Given material ▸
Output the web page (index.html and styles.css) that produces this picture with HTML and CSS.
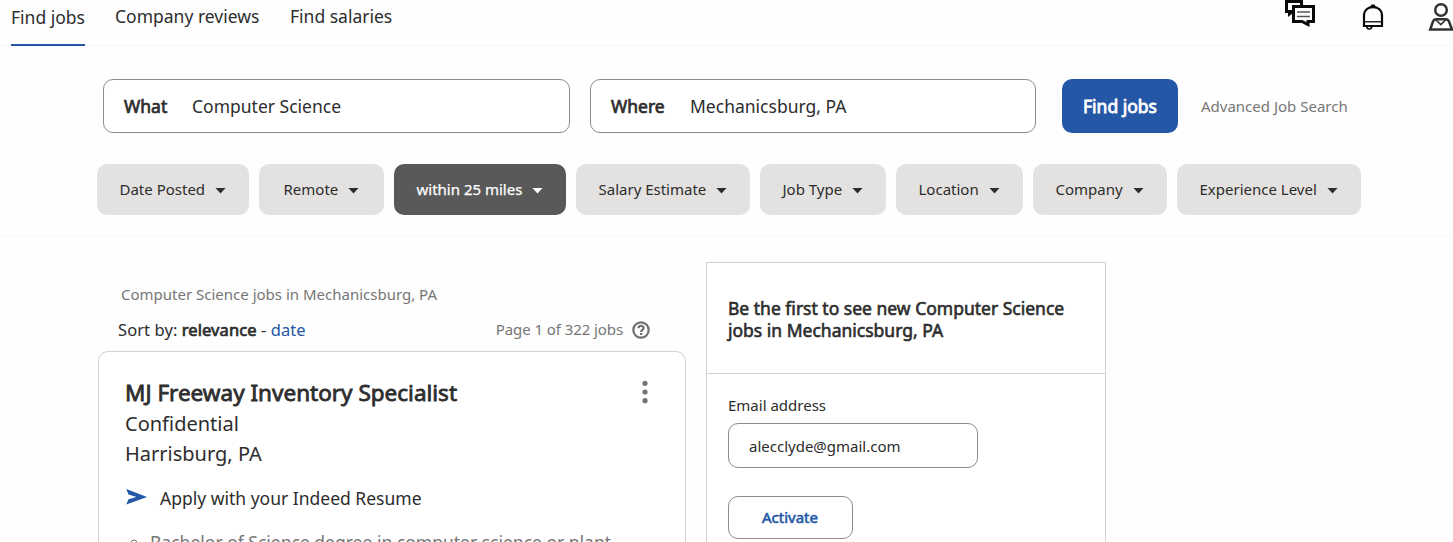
FILE: index.html
```html
<!DOCTYPE html>
<html lang="en">
<head>
<meta charset="utf-8">
<title>Computer Science Jobs in Mechanicsburg, PA</title>
<link rel="stylesheet" href="styles.css">
</head>
<body>
<header class="topbar">
  <nav class="nav">
    <a class="nav-link nav-active">Find jobs</a>
    <a class="nav-link">Company reviews</a>
    <a class="nav-link">Find salaries</a>
  </nav>
  <div class="tools">
    <svg class="ico-chat" width="32" height="30" viewBox="0 0 32 30" fill="none" stroke="#0a0a0a" stroke-width="3">
      <path d="M8 11.500H2.500V1.500H17.500V5" />
      <path d="M4 12V17L9 13V12Z" fill="#0a0a0a" stroke="none"/>
      <path d="M9.500 6.500H29.500V21.500H24V24.500L18 21.500H9.500Z"/>
      <path d="M13 12H26M13 16.500H26" stroke="#555" stroke-width="1.500"/>
    </svg>
    <svg class="ico-bell" width="22" height="27" viewBox="0 0 22 27" fill="none" stroke="#0a0a0a" stroke-width="2.200">
      <path d="M2 22V12C2 6 6 3.200 11 3.200S20 6 20 12V22Z"/>
      <path d="M2 17.800H20" stroke-width="1.300"/>
      <path d="M7.500 4L9.500 0.500H12.500L14.500 4Z" fill="#0a0a0a" stroke="none"/>
      <path d="M4.700 22.500C5 25.800 9.500 25.800 9.800 22.500" stroke-width="1.600"/>
    </svg>
    <svg class="ico-user" width="25" height="29" viewBox="0 0 25 29" fill="none" stroke="#333" stroke-width="2.500">
      <circle cx="13" cy="8" r="5.800"/>
      <path d="M2.200 27.500L5 19.500Q6 17.200 8 17.200H18Q20 17.200 21 19.500L24 27.500Z"/>
      <path d="M8 18L12.800 22.500L17.500 18" stroke-width="1.700"/>
    </svg>
  </div>
</header>
<section class="search">
  <div class="search-row">
    <label class="field field-what"><b>What</b><span>Computer Science</span></label>
    <label class="field field-where"><b>Where</b><span>Mechanicsburg, PA</span></label>
    <button class="find">Find jobs</button>
    <a class="advanced">Advanced Job Search</a>
  </div>
  <div class="filters">
    <button class="pill pill-date">Date Posted<i></i></button>
    <button class="pill pill-remote">Remote<i></i></button>
    <button class="pill pill-miles">within 25 miles<i></i></button>
    <button class="pill pill-salary">Salary Estimate<i></i></button>
    <button class="pill pill-type">Job Type<i></i></button>
    <button class="pill pill-loc">Location<i></i></button>
    <button class="pill pill-company">Company<i></i></button>
    <button class="pill pill-exp">Experience Level<i></i></button>
  </div>
</section>
<main class="main">
  <section class="results">
    <h1 class="summary">Computer Science jobs in Mechanicsburg, PA</h1>
    <div class="sort-row">
      <div class="sort">Sort by: <b>relevance</b> - <a>date</a></div>
      <div class="count">Page 1 of 322 jobs</div>
      <svg class="help" width="20" height="20" viewBox="0 0 20 20" fill="none" stroke="#6f6f6f" stroke-width="2.200">
        <circle cx="10" cy="10" r="7.700"/>
        <path d="M7.500 8.300C7.500 4.900 12.500 5 12.500 8C12.500 9.900 10.100 9.800 10.100 12"/>
        <path d="M10.100 13V15"/>
      </svg>
    </div>
    <article class="card">
      <div class="card-head">
        <h2>MJ Freeway Inventory Specialist</h2>
        <svg width="6" height="24" viewBox="0 0 6 24" fill="#767676"><circle cx="3" cy="3.300" r="2.600"/><circle cx="3" cy="12" r="2.600"/><circle cx="3" cy="20.700" r="2.600"/></svg>
      </div>
      <p class="company">Confidential</p>
      <p class="place">Harrisburg, PA</p>
      <div class="apply">
        <svg width="22" height="16" viewBox="0 0 22 16" fill="#2557a7"><path d="M0.300 0L21 8L0.300 15.500L2.500 10.300L10.500 8L2.500 5.500Z"/></svg>
        <span>Apply with your Indeed Resume</span>
      </div>
      <ul class="details"><li>Bachelor of Science degree in computer science or plant</li></ul>
    </article>
  </section>
  <aside class="alert">
    <h2 class="alert-title">Be the first to see new Computer Science<br>jobs in Mechanicsburg, PA</h2>
    <div class="alert-body">
      <label class="email-label">Email address</label>
      <div class="email">alecclyde@gmail.com</div>
      <button class="activate">Activate</button>
    </div>
  </aside>
</main>
</body>
</html>
```
FILE: styles.css
```css
* { box-sizing: border-box; }
html, body { height: 542px; overflow: hidden; }
body { display: flex; flex-direction: column; margin: 0; background: #fefefe; color: #2d2d2d; font-family: "Noto Sans", sans-serif; font-size: 17.500px; }
button { font: inherit; color: inherit; border: 0; padding: 0; text-align: left; }
h1, h2, p, ul { margin: 0; padding: 0; font-weight: 400; }
span, a, b, h1, h2, p, li, button, .email, .sort, .count { white-space: nowrap; }
b { font-weight: 400; -webkit-text-stroke: 0.7px currentColor; }

.topbar { display: flex; flex: none; justify-content: space-between; height: 46px; border-bottom: 1px solid #f6f6f6; }
.nav { display: flex; gap: 30px; padding-left: 11px; }
.nav-link { height: 46px; line-height: 32px; }
.nav-active { width: 74px; line-height: 34px; border-bottom: 2px solid #2557a7; }
.nav-active + .nav-link { width: 145px; }
.tools { display: flex; }
.ico-chat { margin-right: 46px; }
.ico-bell { margin: 4px 44px 0 0; }
.ico-user { margin: 2px 0 0; flex: none; }

.search { flex: none; height: 190px; padding-top: 33px; border-bottom: 1px solid #f6f6f6; }
.search-row { display: flex; align-items: center; height: 54px; padding-left: 103px; }
.field { display: flex; height: 54px; line-height: 53px; padding-left: 20px; border: 1px solid #8c8c8c; border-radius: 10px; background: #fff; }
.field-what { width: 467px; margin-right: 20px; }
.field-where { width: 446px; margin-right: 26px; }
.field-what b { width: 68px; }
.field-where b { width: 79px; }
.find { width: 116px; height: 54px; line-height: 54px; padding-left: 21px; border-radius: 10px; background: #2557a7; color: #fff; -webkit-text-stroke: 0.8px currentColor; }
.advanced { margin-left: 23px; font-size: 15px; color: #767676; }

.filters { display: flex; gap: 10px; margin-top: 31px; padding-left: 97px; }
.pill { display: flex; align-items: center; justify-content: space-between; height: 51px; padding: 0 23px 2px 22.500px; border-radius: 10px; background: #e4e2e0; font-size: 15px; }
.pill i { width: 11px; height: 6px; margin-top: 4px; background: currentColor; clip-path: polygon(0 0, 100% 0, 50% 100%); }
.pill-date { width: 152px; }
.pill-remote { width: 125px; padding: 0 25px 2px 24.500px; }
.pill-miles { width: 172px; background: #595959; color: #fff; -webkit-text-stroke: 0.25px currentColor; }
.pill-salary { width: 174px; }
.pill-type { width: 126px; }
.pill-loc { width: 127px; }
.pill-company { width: 134px; }
.pill-exp { width: 184px; }

.main { display: flex; flex: 1; min-height: 0; overflow: hidden; padding-left: 98px; }
.results { display: flex; flex-direction: column; width: 588px; padding-top: 46px; }
.summary { flex: none; padding-left: 23px; height: 24px; line-height: 24px; font-size: 15px; color: #767676; }
.sort-row { display: flex; flex: none; align-items: center; height: 26px; margin: 11px 0 8px; padding: 0 35px 0 20px; }
.sort { font-size: 16.500px; letter-spacing: 0.080px; line-height: 24px; }
.sort a { color: #2557a7; }
.count { margin: 0 0 2px auto; font-size: 15px; letter-spacing: -0.080px; color: #767676; }
.help { margin-left: 8px; }
.card { flex: 1; min-height: 0; overflow: hidden; padding: 25px 38px 0 26px; border: 1px solid #d4d2d0; border-bottom: 0; border-radius: 10px 10px 0 0; background: #fff; }
.card-head { display: flex; align-items: center; justify-content: space-between; height: 30px; }
.card-head svg { margin-right: -1px; }
.card h2 { font-size: 22.500px; -webkit-text-stroke: 0.8px currentColor; }
.company, .place { height: 30px; line-height: 30px; font-size: 20px; }
.company { margin-top: 2px; }
.apply { display: flex; align-items: center; height: 28px; margin-top: 15px; padding-left: 1px; }
.apply svg { margin-right: 12px; margin-top: -3px; }
.details { margin: 17px 0 0 25px; font-size: 17.500px; line-height: 26px; color: #767676; list-style: circle; }

.alert { width: 400px; margin: 26px 0 0 20px; border: 1px solid #d4d2d0; border-bottom: 0; background: #fff; }
.alert-title { height: 111px; padding: 34px 0 0 21px; border-bottom: 1px solid #d4d2d0; font-size: 17.500px; line-height: 22px; -webkit-text-stroke: 0.6px currentColor; }
.alert-body { padding: 19px 0 0 21px; font-size: 15px; }
.email-label { display: block; height: 24px; line-height: 24px; }
.email { width: 250px; height: 45px; line-height: 45px; margin-top: 6px; padding-left: 20px; border: 1px solid #8c8c8c; border-radius: 10px; }
.activate { display: block; width: 125px; height: 43px; margin-top: 28px; padding: 0 0 2px 33px; border: 1px solid #8c8c8c; border-radius: 10px; background: #fff; color: #2557a7; -webkit-text-stroke: 0.6px currentColor; }
```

What the exercise asks ▸ Copy out every line with the word "index".

Task result ▸
Output the web page (index.html and styles.css) that produces this picture with HTML and CSS.
FILE: index.html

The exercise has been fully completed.